The naive fix is terraform state rm plus reimport. The problem: resources have dependencies. You cannot remove a VCN from state and reimport it without also managing the subnets that reference it, the route tables attached to those subnets, and the security lists associated with them. Remove and reimport in the wrong order and terraform plan starts throwing dependency errors instead of making progress.

The correct fix is systematic: enumerate everything that exists in the cloud account, enumerate what the state file thinks exists, identify the gaps in both directions, and import in dependency order. The last part is what takes the time.

Step 1: Inventory the actual tenancy

Before touching Terraform, I inventoried what OCI actually had using the OCI CLI and Console. The goal was a complete list of resources by compartment, by resource type, with their OCIDs -- Oracle Cloud Identifiers, OCI's stable resource IDs that Terraform uses as the primary import key.

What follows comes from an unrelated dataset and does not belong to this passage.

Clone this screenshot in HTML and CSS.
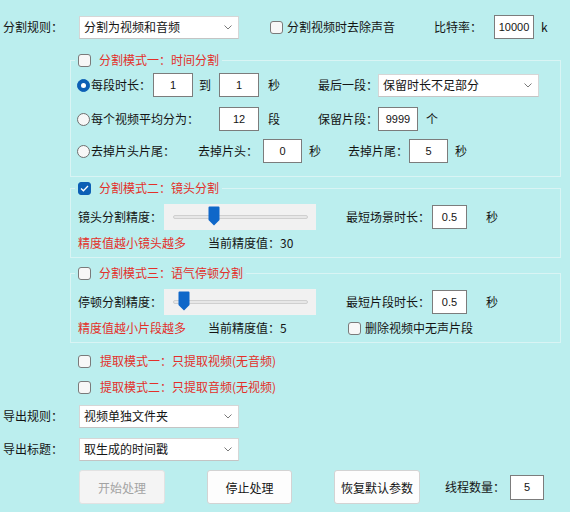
FILE: index.html
```html
<!DOCTYPE html>
<html lang="zh-CN">
<head>
<meta charset="utf-8">
<title>分割设置</title>
<link rel="stylesheet" href="styles.css">
</head>
<body>
<div class="app">
  <div class="row r1">
    <span class="cell w79 pl3">分割规则：</span>
    <div class="combo w160"><span>分割为视频和音频</span><svg class="chev" width="8" height="5" viewBox="0 0 8 5"><polyline points="0.5,0.5 4,4 7.5,0.5" fill="none" stroke="#7a7a7a" stroke-width="1"/></svg></div>
    <span class="chk ml31"></span><span class="ml4">分割视频时去除声音</span>
    <span class="cell w60 ml39">比特率：</span>
    <span class="num w40 h24">10000</span>
    <span class="ml7">k</span>
  </div>

  <fieldset class="group g1">
    <legend><span class="chk"></span><span class="title">分割模式一：时间分割</span></legend>
    <div class="row rA h24 pl6">
      <span class="cell w76"><span class="radio on"></span><span class="ml1">每段时长：</span></span>
      <span class="num w40 h24">1</span>
      <span class="cell w26 pl6">到</span>
      <span class="num w40 h24">1</span>
      <span class="cell w59 pl9">秒</span>
      <span class="cell w60">最后一段：</span>
      <div class="combo w161 h24"><span>保留时长不足部分</span><svg class="chev" width="8" height="5" viewBox="0 0 8 5"><polyline points="0.5,0.5 4,4 7.5,0.5" fill="none" stroke="#7a7a7a" stroke-width="1"/></svg></div>
    </div>
    <div class="row rB h24 pl6">
      <span class="cell w142"><span class="radio"></span><span class="ml1">每个视频平均分为：</span></span>
      <span class="num w40 h24">12</span>
      <span class="cell w59 pl9">段</span>
      <span class="cell w60">保留片段：</span>
      <span class="num w40 h24">9999</span>
      <span class="ml8">个</span>
    </div>
    <div class="row rC h24 pl6">
      <span class="cell w121"><span class="radio"></span><span class="ml1">去掉片头片尾：</span></span>
      <span class="cell w65">去掉片头：</span>
      <span class="num w39 h24">0</span>
      <span class="cell w46 pl7">秒</span>
      <span class="cell w61">去掉片尾：</span>
      <span class="num w39 h24">5</span>
      <span class="ml7">秒</span>
    </div>
  </fieldset>

  <fieldset class="group g2">
    <legend><span class="chk on"><svg width="9" height="7" viewBox="0 0 9 7"><polyline points="1,3.5 3.4,5.8 8,1" fill="none" stroke="#fff" stroke-width="1.3"/></svg></span><span class="title">分割模式二：镜头分割</span></legend>
    <div class="row rD h26 pl7">
      <span class="cell w86">镜头分割精度：</span>
      <div class="slider"><div class="track"></div><svg class="thumb" style="left:44px" width="12" height="20" viewBox="0 0 12 20"><path d="M1.5 0.5 H10.5 A1 1 0 0 1 11.5 1.5 V14 L6 19.5 L0.5 14 V1.5 A1 1 0 0 1 1.5 0.5 Z" fill="#0f67c9"/></svg></div>
      <span class="cell w116 pl30">最短场景时长：</span>
      <span class="num w35 h24">0.5</span>
      <span class="ml19">秒</span>
    </div>
    <div class="row rE h16 pl7">
      <span class="cell w130 red">精度值越小镜头越多</span>
      <span>当前精度值：30</span>
    </div>
  </fieldset>

  <fieldset class="group g3">
    <legend><span class="chk"></span><span class="title">分割模式三：语气停顿分割</span></legend>
    <div class="row rD h26 pl7">
      <span class="cell w86">停顿分割精度：</span>
      <div class="slider"><div class="track"></div><svg class="thumb" style="left:14px" width="12" height="20" viewBox="0 0 12 20"><path d="M1.5 0.5 H10.5 A1 1 0 0 1 11.5 1.5 V14 L6 19.5 L0.5 14 V1.5 A1 1 0 0 1 1.5 0.5 Z" fill="#0f67c9"/></svg></div>
      <span class="cell w116 pl30">最短片段时长：</span>
      <span class="num w35 h24">0.5</span>
      <span class="ml19">秒</span>
    </div>
    <div class="row rE h16 pl7">
      <span class="cell w130 red">精度值越小片段越多</span>
      <span class="cell w140">当前精度值：5</span>
      <span class="chk"></span><span class="ml4">删除视频中无声片段</span>
    </div>
  </fieldset>

  <div class="row ex h16">
    <span class="chk"></span><span class="ml9 red">提取模式一：只提取视频(无音频)</span>
  </div>
  <div class="row ex h16">
    <span class="chk"></span><span class="ml9 red">提取模式二：只提取音频(无视频)</span>
  </div>

  <div class="row exp h24">
    <span class="cell w79 pl3">导出规则：</span>
    <div class="combo w160 h24"><span>视频单独文件夹</span><svg class="chev" width="8" height="5" viewBox="0 0 8 5"><polyline points="0.5,0.5 4,4 7.5,0.5" fill="none" stroke="#7a7a7a" stroke-width="1"/></svg></div>
  </div>
  <div class="row exp h24">
    <span class="cell w79 pl3">导出标题：</span>
    <div class="combo w160 h24"><span>取生成的时间戳</span><svg class="chev" width="8" height="5" viewBox="0 0 8 5"><polyline points="0.5,0.5 4,4 7.5,0.5" fill="none" stroke="#7a7a7a" stroke-width="1"/></svg></div>
  </div>

  <div class="row btns">
    <button class="btn disabled w86" disabled>开始处理</button>
    <button class="btn w85">停止处理</button>
    <button class="btn w86 last">恢复默认参数</button>
    <span class="cell w65 ml25">线程数量：</span>
    <span class="num w34 h25">5</span>
  </div>
</div>
</body>
</html>
```
FILE: styles.css
```css
* { box-sizing: border-box; }
html, body { margin: 0; padding: 0; }
body {
  background: #bbeeee;
  font-family: "Noto Sans CJK SC", "Microsoft YaHei", sans-serif;
  font-size: 12px;
  line-height: 16px;
  color: #141414;
  width: 570px;
  height: 512px;
  overflow: hidden;
}
.app { display: flex; flex-direction: column; padding-top: 14px; }
.row { display: flex; align-items: center; white-space: nowrap; }
.cell { display: flex; align-items: center; flex: none; }

.r1 { height: 26px; }
.h16 { height: 16px; }
.h24 { height: 24px; }
.h25 { height: 25px; }
.h26 { height: 26px; }

.w26 { width: 26px; } .w34 { width: 34px; } .w35 { width: 35px; }
.w39 { width: 39px; } .w40 { width: 40px; } .w46 { width: 46px; }
.w59 { width: 59px; } .w60 { width: 60px; } .w61 { width: 61px; }
.w65 { width: 65px; } .w76 { width: 76px; } .w79 { width: 79px; }
.w85 { width: 85px; } .w86 { width: 86px; } .w116 { width: 116px; }
.w121 { width: 121px; } .w130 { width: 130px; } .w140 { width: 140px; }
.w142 { width: 142px; } .w160 { width: 160px; } .w161 { width: 161px; }

.pl3 { padding-left: 3px; } .pl6 { padding-left: 6px; } .pl7 { padding-left: 7px; }
.pl9 { padding-left: 9px; } .pl30 { padding-left: 30px; }
.ml1 { margin-left: 1px; } .ml4 { margin-left: 4px; } .ml7 { margin-left: 7px; }
.ml8 { margin-left: 8px; } .ml9 { margin-left: 9px; } .ml19 { margin-left: 19px; }
.ml25 { margin-left: 25px; } .ml31 { margin-left: 31px; } .ml39 { margin-left: 39px; }

.red { color: #e3302a; }

.combo {
  flex: none;
  height: 23px;
  background: #fff;
  border: 1px solid #d6d6d6;
  border-bottom-color: #c4c4c4;
  display: flex;
  align-items: center;
  justify-content: space-between;
  padding: 0 6px 0 4px;
  color: #141414;
}
.chev { flex: none; }

.num {
  flex: none;
  background: #fff;
  border: 1px solid #7c7c7c;
  display: flex;
  align-items: center;
  justify-content: center;
  color: #141414;
  font-family: "Liberation Sans", "Noto Sans CJK SC", sans-serif;
  font-size: 11px;
}

.chk {
  flex: none;
  width: 13px;
  height: 13px;
  border: 1px solid #7a7a7a;
  border-radius: 3px;
  background: #f7f7f7;
  display: inline-flex;
  align-items: center;
  justify-content: center;
}
.chk.on { background: #0c5fb5; border-color: #0c5fb5; }

.radio {
  flex: none;
  width: 13px;
  height: 13px;
  border: 1px solid #6e6e6e;
  border-radius: 50%;
  background: #f7f7f7;
  display: inline-flex;
  align-items: center;
  justify-content: center;
}
.radio.on { background: #0c5fb5; border-color: #0c5fb5; }
.radio.on::after {
  content: "";
  width: 5px;
  height: 5px;
  border-radius: 50%;
  background: #fff;
}

.group {
  margin: 0 0 0 70px;
  padding: 0;
  width: 491px;
  min-width: 0;
  border: 1px solid #d9f4f4;
}
.group legend {
  margin-left: 4px;
  padding: 0 3px;
  height: 16px;
  display: flex;
  align-items: center;
}
.group .title { margin-left: 8px; color: #e3302a; line-height: 16px; }

.g1 { margin-top: 12px; padding-bottom: 13px; }
.g2 { margin-top: 3px; padding-bottom: 6px; }
.g3 { margin-top: 7px; padding-bottom: 6px; }

.rA { margin-top: 5px; }
.rB { margin-top: 10px; }
.rC { margin-top: 8px; }
.rD { margin-top: 8px; }
.rE { margin-top: 5px; }

.slider {
  flex: none;
  position: relative;
  width: 152px;
  height: 26px;
  background: #f1f1f1;
  padding: 0 8px 0 9px;
  display: flex;
  align-items: center;
}
.track {
  flex: 1;
  height: 4px;
  background: #e7e7e7;
  border: 1px solid #cfcfcf;
  border-radius: 2px;
}
.thumb { position: absolute; top: 2px; }

.ex { margin-top: 10px; padding-left: 78px; }
.exp { margin-top: 9px; }

.btns { margin-top: 9px; padding-left: 79px; height: 34px; }
.btn {
  flex: none;
  height: 34px;
  margin: 0 42px 0 0;
  padding: 0;
  background: #fdfdfd;
  border: 1px solid #d3d3d3;
  border-radius: 3px;
  font-family: inherit;
  font-size: 12px;
  color: #141414;
}
.btn.last { margin-right: 0; }
.btn.disabled { background: #f4f4f4; border-color: #e2e2e2; color: #a3a3a3; }
```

# list all VCNs in a compartment
oci network vcn list \
  --compartment-id $COMPARTMENT_OCID \
  --all \
  --query 'data[*].{id:id, name:"display-name"}' \
  --output table

# list subnets with their parent VCN
oci network subnet list \
  --compartment-id $COMPARTMENT_OCID \
  --all \
  --query 'data[*].{id:id, name:"display-name", vcn:"vcn-id"}' \
  --output table

# list DRGs
oci network drg list \
  --compartment-id $COMPARTMENT_OCID \
  --all \
  --query 'data[*].{id:id, name:"display-name"}' \
  --output table

I ran this for every resource type the Terraform configuration referenced: VCNs, subnets, route tables, security lists, NSGs, DRGs, DRG attachments, gateways, IAM compartments, IAM policies, dynamic groups, compute instances, and block volumes. The output was a spreadsheet mapping resource type and display name to OCID.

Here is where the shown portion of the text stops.